Problem to solve.
Each line containing the word "components" must be reported.

----- Stored data

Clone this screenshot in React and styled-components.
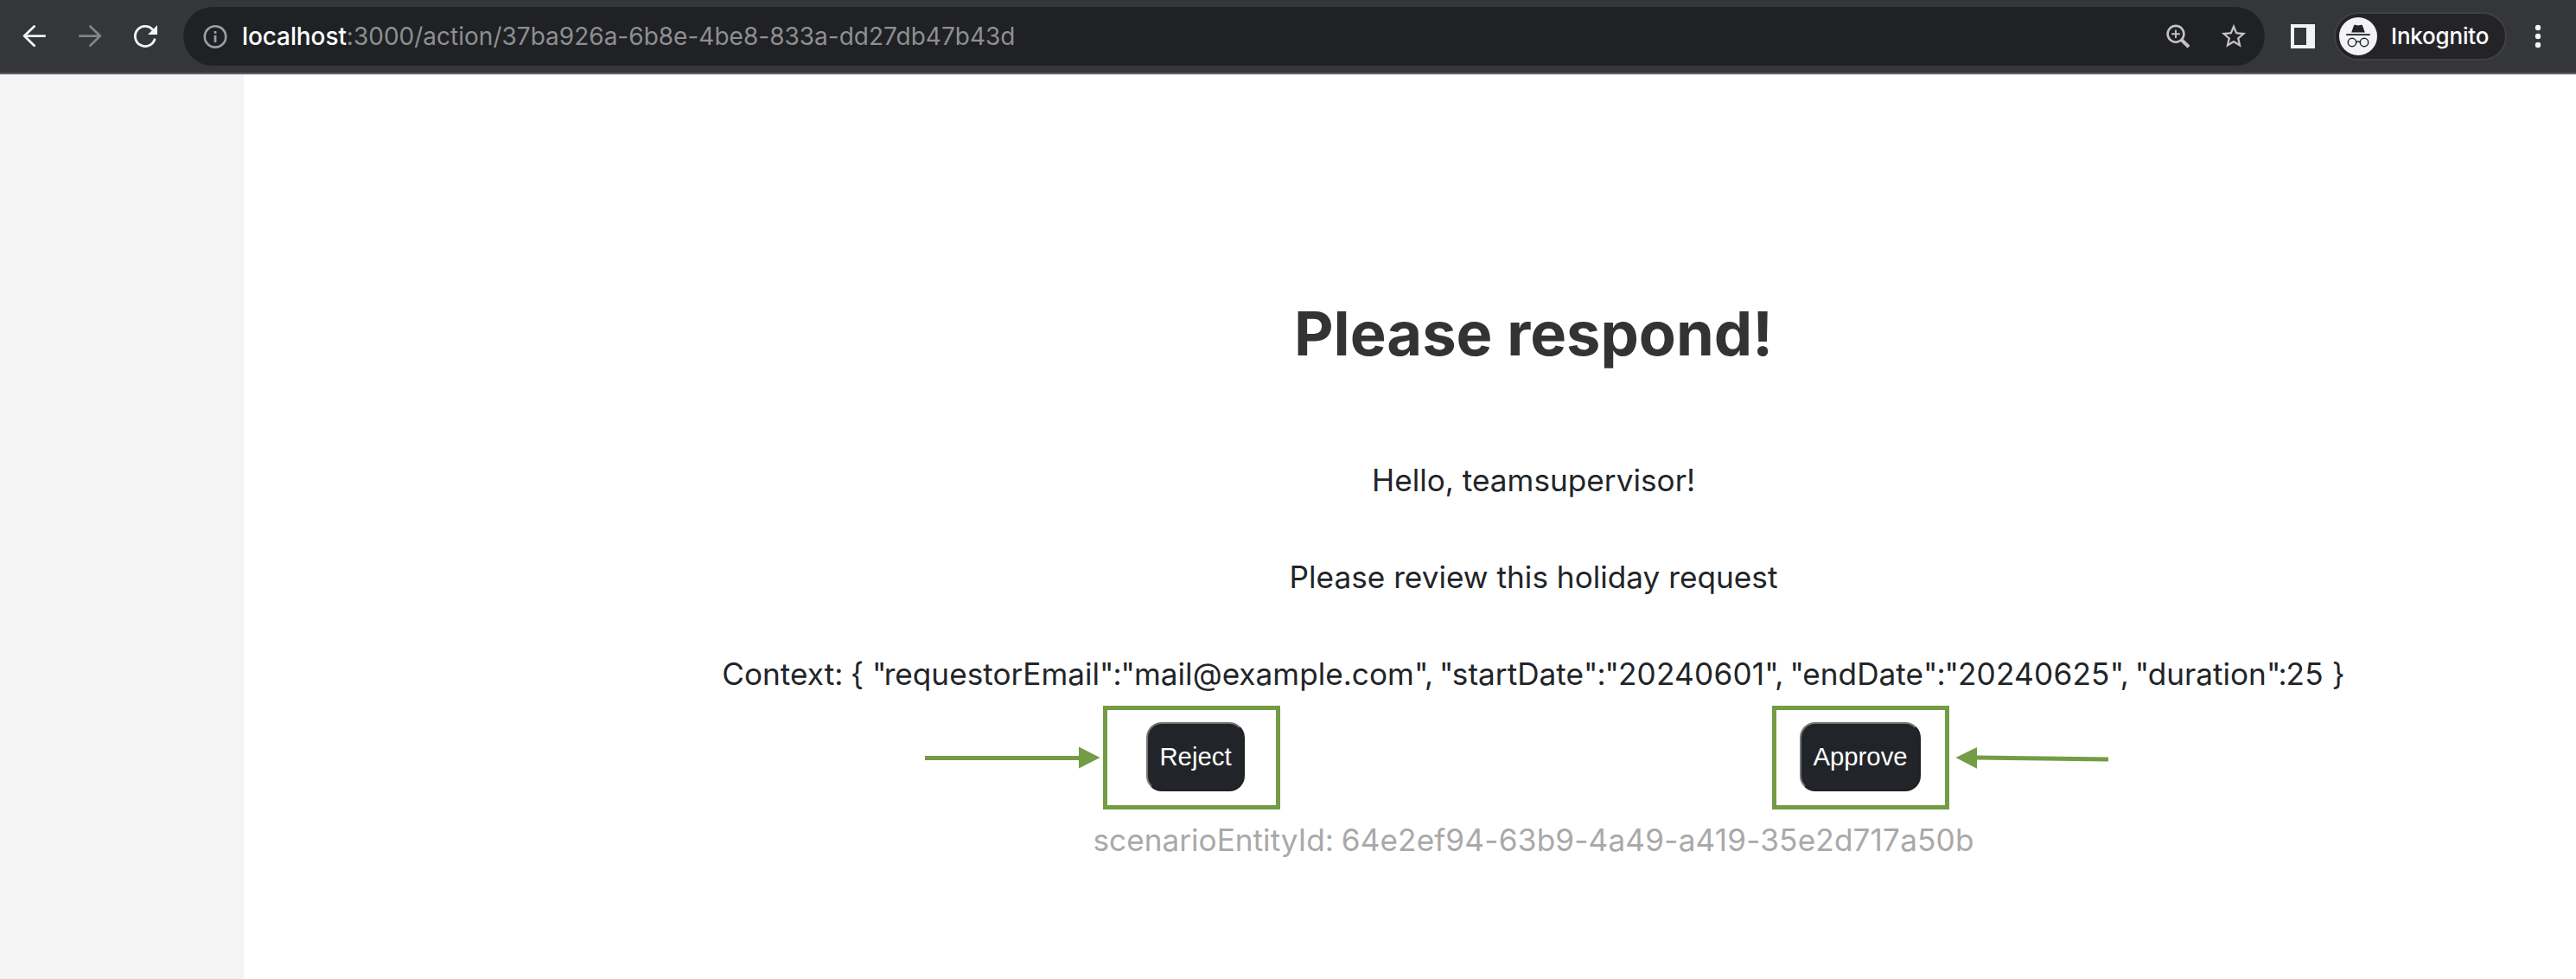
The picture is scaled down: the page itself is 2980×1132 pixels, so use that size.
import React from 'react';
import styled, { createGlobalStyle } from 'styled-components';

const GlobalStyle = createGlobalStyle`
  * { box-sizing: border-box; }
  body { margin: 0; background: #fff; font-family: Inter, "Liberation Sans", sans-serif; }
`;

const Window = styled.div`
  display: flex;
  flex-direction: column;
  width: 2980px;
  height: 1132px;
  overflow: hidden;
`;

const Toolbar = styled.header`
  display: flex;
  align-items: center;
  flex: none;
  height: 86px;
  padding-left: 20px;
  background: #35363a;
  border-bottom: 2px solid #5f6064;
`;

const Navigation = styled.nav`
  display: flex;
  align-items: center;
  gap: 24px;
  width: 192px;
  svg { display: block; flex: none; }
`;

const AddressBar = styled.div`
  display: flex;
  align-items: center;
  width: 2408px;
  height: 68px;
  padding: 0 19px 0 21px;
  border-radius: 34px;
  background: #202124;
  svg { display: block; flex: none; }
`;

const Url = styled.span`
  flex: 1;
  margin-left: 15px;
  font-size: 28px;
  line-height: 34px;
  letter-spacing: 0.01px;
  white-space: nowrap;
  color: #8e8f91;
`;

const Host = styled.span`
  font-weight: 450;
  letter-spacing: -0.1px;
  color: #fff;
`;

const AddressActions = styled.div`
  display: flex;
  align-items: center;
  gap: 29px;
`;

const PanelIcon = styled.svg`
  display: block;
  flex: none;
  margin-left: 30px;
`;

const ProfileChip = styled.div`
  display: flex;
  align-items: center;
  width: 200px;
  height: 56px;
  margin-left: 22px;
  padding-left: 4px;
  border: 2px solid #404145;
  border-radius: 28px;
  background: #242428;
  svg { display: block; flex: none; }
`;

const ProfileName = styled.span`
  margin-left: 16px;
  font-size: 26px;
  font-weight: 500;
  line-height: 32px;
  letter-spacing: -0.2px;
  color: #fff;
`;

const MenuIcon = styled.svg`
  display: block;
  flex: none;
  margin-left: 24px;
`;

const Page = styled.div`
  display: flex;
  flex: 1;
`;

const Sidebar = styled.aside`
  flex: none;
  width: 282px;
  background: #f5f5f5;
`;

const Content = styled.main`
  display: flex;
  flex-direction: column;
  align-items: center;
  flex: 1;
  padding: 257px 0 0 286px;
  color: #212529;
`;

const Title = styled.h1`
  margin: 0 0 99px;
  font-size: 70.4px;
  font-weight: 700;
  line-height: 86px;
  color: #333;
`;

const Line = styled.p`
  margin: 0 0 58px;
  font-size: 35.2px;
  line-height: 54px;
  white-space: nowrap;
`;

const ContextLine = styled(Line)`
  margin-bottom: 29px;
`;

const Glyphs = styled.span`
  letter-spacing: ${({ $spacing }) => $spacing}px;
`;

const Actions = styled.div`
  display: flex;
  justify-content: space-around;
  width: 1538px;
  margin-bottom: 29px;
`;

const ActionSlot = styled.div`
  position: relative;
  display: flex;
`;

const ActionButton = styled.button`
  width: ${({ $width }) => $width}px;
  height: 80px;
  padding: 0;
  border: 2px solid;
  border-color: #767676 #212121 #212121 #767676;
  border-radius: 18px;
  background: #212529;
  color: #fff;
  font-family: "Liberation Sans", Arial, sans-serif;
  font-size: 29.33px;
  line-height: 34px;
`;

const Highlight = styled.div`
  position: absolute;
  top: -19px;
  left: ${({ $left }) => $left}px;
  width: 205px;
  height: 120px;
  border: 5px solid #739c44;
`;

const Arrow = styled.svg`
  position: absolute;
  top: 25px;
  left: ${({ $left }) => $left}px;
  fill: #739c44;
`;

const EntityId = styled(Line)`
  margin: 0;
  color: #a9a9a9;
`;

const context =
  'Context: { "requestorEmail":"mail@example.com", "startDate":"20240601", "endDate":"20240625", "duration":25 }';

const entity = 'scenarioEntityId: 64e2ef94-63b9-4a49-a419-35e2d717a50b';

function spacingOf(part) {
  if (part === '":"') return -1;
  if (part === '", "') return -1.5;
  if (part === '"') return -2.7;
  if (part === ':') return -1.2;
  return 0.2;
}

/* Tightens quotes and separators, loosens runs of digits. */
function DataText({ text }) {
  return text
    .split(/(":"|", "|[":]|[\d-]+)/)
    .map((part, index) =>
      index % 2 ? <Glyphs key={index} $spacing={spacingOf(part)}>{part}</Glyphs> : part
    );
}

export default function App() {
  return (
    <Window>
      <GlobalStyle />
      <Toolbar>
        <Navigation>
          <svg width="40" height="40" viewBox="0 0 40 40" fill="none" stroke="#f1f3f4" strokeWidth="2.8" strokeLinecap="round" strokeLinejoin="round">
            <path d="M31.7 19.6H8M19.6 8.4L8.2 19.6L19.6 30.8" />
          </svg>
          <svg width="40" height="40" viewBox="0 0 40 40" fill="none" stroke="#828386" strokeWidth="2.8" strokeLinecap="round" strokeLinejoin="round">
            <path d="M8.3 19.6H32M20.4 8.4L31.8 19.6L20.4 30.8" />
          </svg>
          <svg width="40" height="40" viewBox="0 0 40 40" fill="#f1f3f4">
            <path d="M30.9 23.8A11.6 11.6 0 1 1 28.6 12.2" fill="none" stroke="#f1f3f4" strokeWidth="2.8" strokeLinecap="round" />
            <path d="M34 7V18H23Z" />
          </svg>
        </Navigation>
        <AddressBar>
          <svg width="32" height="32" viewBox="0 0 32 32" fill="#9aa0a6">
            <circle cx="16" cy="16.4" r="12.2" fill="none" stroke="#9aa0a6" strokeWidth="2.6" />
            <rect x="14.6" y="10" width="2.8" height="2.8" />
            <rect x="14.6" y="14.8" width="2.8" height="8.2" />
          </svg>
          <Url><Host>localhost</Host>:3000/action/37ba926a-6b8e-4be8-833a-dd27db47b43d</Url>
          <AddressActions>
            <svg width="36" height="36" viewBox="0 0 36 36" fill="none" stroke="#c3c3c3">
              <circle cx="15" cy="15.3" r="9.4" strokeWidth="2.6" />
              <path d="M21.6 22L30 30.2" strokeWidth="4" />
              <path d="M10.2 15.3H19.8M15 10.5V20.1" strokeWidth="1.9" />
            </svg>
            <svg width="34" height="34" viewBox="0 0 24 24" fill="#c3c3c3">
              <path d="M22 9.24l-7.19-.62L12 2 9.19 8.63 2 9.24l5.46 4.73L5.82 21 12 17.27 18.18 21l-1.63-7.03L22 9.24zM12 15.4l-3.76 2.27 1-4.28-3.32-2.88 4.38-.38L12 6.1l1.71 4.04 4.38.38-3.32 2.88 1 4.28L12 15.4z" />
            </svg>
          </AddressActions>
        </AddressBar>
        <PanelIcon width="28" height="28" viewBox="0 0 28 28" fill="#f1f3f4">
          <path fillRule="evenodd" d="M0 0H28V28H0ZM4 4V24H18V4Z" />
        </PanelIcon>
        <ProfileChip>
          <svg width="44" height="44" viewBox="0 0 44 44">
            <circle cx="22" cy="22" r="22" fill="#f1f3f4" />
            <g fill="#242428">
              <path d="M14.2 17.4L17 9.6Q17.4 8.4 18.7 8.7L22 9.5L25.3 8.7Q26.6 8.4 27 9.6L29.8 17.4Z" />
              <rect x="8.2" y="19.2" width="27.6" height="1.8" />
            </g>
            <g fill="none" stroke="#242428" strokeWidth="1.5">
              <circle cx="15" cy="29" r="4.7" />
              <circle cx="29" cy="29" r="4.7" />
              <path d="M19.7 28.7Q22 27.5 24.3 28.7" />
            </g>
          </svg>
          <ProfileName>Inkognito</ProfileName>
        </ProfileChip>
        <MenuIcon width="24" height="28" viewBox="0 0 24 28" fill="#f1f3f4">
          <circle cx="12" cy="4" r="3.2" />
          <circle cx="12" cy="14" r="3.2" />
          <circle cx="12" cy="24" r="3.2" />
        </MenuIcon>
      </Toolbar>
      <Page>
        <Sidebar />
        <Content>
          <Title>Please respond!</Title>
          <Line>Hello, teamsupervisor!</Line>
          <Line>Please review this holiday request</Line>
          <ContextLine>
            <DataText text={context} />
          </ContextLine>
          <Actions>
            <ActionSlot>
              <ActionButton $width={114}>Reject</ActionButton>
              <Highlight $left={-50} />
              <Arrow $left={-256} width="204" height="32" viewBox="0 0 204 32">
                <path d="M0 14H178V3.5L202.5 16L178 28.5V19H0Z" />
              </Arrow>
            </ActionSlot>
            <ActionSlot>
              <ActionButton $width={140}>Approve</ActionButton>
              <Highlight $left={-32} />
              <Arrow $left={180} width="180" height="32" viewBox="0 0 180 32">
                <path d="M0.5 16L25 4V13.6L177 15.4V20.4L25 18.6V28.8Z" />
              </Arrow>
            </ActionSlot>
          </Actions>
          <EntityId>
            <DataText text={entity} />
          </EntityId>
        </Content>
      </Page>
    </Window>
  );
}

----------

Solution to this task.
Clone this screenshot in React and styled-components.
import styled, { createGlobalStyle } from 'styled-components';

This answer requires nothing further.